The probation officer reported Brown’s mother and grandmother as saying they had not seen her “in a few days.”

The possession charges were filed, after Brown was arrested March 2. A Mountain Home police officer was driving behind the Goodwill Store when he saw an SUV parked near a dumpster. As the officer pulled beside the vehicle, he said a male and female climbed out of the dumpster. The female was identified as Brown.

A substance field testing positive for methamphetamine and a glass smoking pipe were found in a purse sitting on the floorboard of the passenger side of the vehicle where Brown had been sitting.

Brown was arrested and taken to the Baxter County jail. No illegal items were found on the male or in the vehicle itself, and the male was allowed to leave.

The case that started it all stemmed from Brown’s attack on her grandmother that took place at the elder woman’s Gassville residence in June 2017.

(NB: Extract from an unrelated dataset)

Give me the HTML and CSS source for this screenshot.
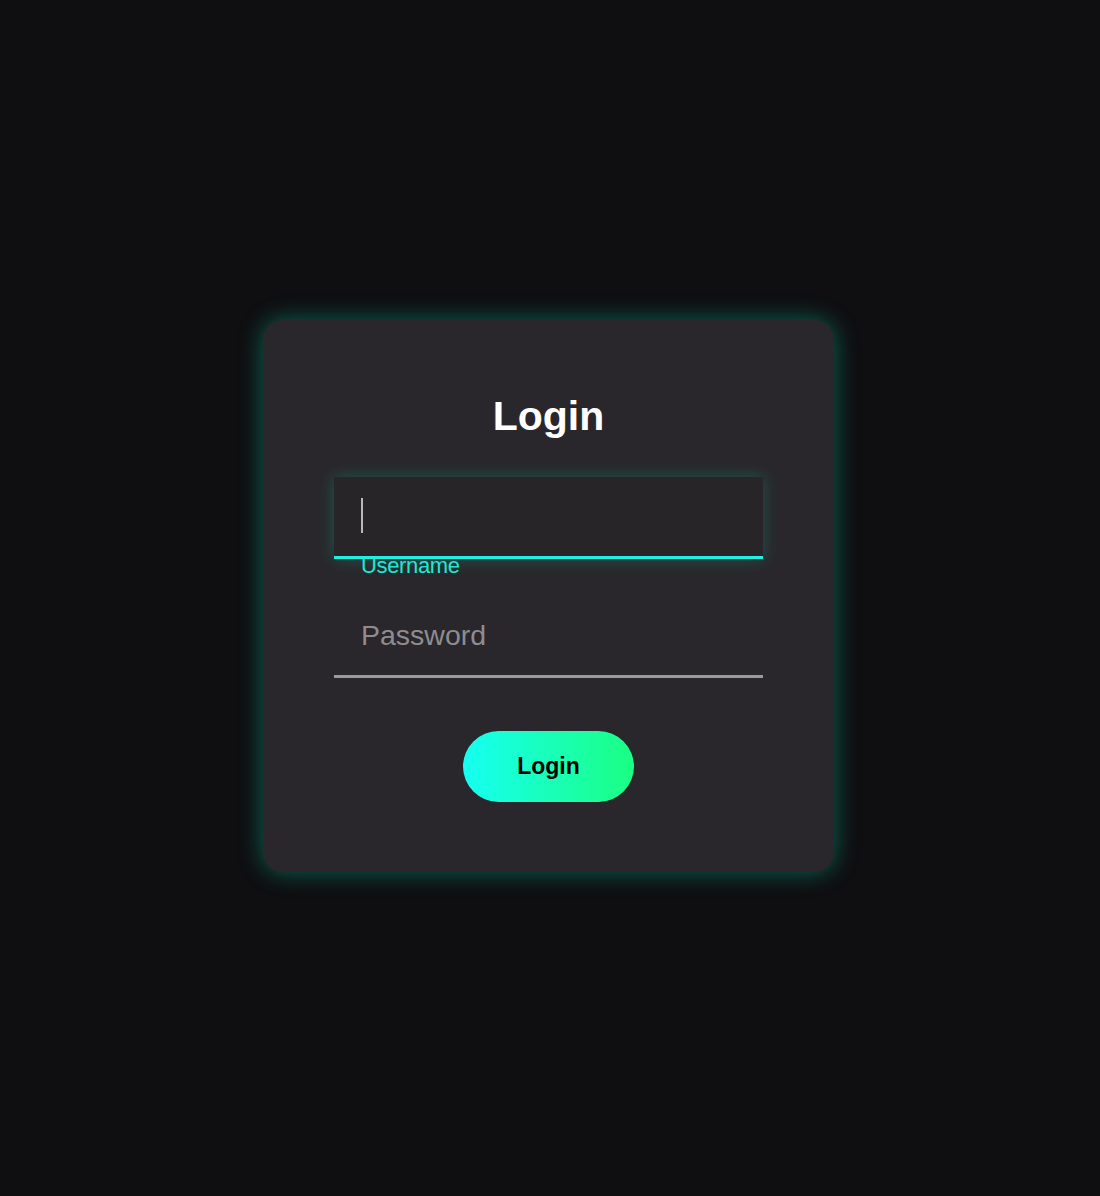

According to court records, the grandmother had custody of Brown’s children. They were put in her care by the Arkansas Department of Human Services (DHS) because of Brown’s alleged “extensive” methamphetamine use.

In an affidavit filed by Brown’s grandmother seeking an order of protection at the time of the 2017 incident, she said when Brown’s two younger children were born, they were reported to have high levels of methamphetamine in their systems.

Brown’s grandmother wrote in the affidavit that DHS had placed the children with her rather than put them in a foster home. It was indicated by Brown’s grandmother – the children’s great-grandmother — that at the time her granddaughter was charged for fighting with her, the younger woman was angry and would not accept responsibility for losing her children.

About two months after it was filed, Brown’s grandmother asked the court to dismiss the petition for the protective order. She was also said to have requested prosecutors drop all charges against Brown. Prosecutors refused the request.

A Gassville police officer investigating the 2017 altercation interviewed the grandmother, and she reported Brown had come to her home in what was described as an agitated state. The grandmother said an argument broke out and then escalated into physical violence. In court records, the grandmother said Brown had attacked her before but never to the level as in the 2017 altercation.

At some point, the grandmother called for her daughter, who is Brown’s mother, and lived in the Gassville residence, to come help her. The mother was reported to have ended the confrontation by making her daughter leave the residence.